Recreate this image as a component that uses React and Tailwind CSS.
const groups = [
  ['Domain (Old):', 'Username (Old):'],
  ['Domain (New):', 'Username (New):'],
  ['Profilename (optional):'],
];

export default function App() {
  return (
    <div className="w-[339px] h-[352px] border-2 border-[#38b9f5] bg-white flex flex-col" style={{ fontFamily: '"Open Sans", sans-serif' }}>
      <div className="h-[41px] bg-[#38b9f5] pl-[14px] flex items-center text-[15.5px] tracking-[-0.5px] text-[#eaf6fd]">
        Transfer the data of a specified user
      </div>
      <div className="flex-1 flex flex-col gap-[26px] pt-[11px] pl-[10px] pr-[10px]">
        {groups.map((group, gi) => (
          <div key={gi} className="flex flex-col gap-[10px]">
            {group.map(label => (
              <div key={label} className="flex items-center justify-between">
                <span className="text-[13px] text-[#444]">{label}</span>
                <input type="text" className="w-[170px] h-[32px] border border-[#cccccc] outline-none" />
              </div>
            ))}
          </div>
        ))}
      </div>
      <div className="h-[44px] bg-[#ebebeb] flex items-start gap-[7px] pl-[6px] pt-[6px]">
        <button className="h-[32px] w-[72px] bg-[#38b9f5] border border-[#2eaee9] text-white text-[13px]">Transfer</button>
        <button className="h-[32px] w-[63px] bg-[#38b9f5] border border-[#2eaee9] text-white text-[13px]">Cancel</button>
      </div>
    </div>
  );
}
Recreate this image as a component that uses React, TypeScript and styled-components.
=-=-=-=-=
Please reproduce every line of the material word for word.

-- EXERCISE SOLUTION --
Recreate this image as a component that uses React and Tailwind CSS.
const groups = [
  ['Domain (Old):', 'Username (Old):'],
  ['Domain (New):', 'Username (New):'],
  ['Profilename (optional):'],
];

export default function App() {
  return (
    <div className="w-[339px] h-[352px] border-2 border-[#38b9f5] bg-white flex flex-col" style={{ fontFamily: '"Open Sans", sans-serif' }}>
      <div className="h-[41px] bg-[#38b9f5] pl-[14px] flex items-center text-[15.5px] tracking-[-0.5px] text-[#eaf6fd]">
        Transfer the data of a specified user
      </div>
      <div className="flex-1 flex flex-col gap-[26px] pt-[11px] pl-[10px] pr-[10px]">
        {groups.map((group, gi) => (
          <div key={gi} className="flex flex-col gap-[10px]">
            {group.map(label => (
              <div key={label} className="flex items-center justify-between">
                <span className="text-[13px] text-[#444]">{label}</span>
                <input type="text" className="w-[170px] h-[32px] border border-[#cccccc] outline-none" />
              </div>
            ))}
          </div>
        ))}
      </div>
      <div className="h-[44px] bg-[#ebebeb] flex items-start gap-[7px] pl-[6px] pt-[6px]">
        <button className="h-[32px] w-[72px] bg-[#38b9f5] border border-[#2eaee9] text-white text-[13px]">Transfer</button>
        <button className="h-[32px] w-[63px] bg-[#38b9f5] border border-[#2eaee9] text-white text-[13px]">Cancel</button>
      </div>
    </div>
  );
}
Recreate this image as a component that uses React, TypeScript and styled-components.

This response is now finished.